S3 benchmarking tool.
Download Binary Releases for various platforms.
Warp can be configured either using commandline parameters or environment variables.
The S3 server to use can be specified on the commandline using --host
, --access-key
,
--secret-key
and optionally --tls
and --region
to specify TLS and a custom region.
It is also possible to set the same parameters using the WARP_HOST
, WARP_ACCESS_KEY
,
WARP_SECRET_KEY
, WARP_REGION
and WARP_TLS
environment variables.
The credentials must be able to create, delete and list buckets and upload files and perform the operation requested.

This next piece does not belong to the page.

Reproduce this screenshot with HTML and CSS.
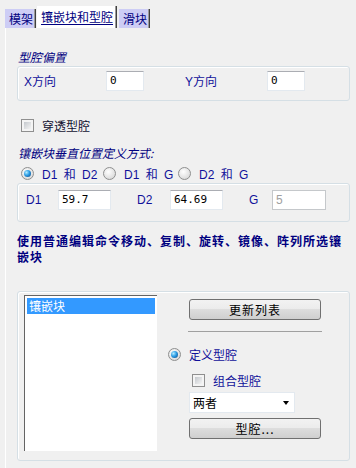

By default operations are performed on a bucket called warp-benchmark-bucket
.
This can be changed using the --bucket
parameter.
Do however note that the bucket will be completely cleaned before and after each run,
so it should not contain any data.
If you are running TLS,
you can enable server-side-encryption
of objects using --encrypt
. A random key will be generated and used for objects.
warp command [options]
Example running a mixed type benchmark against 8 servers named s3-server-1
to s3-server-8
on port 9000 with the provided keys:
warp mixed --host=s3-server{1...8}:9000 --access-key=minio --secret-key=minio123 --autoterm
This will run the benchmark for up to 5 minutes and print the results.
All benchmarks operate concurrently.
By default the processor determines the number of operations that will be running concurrently.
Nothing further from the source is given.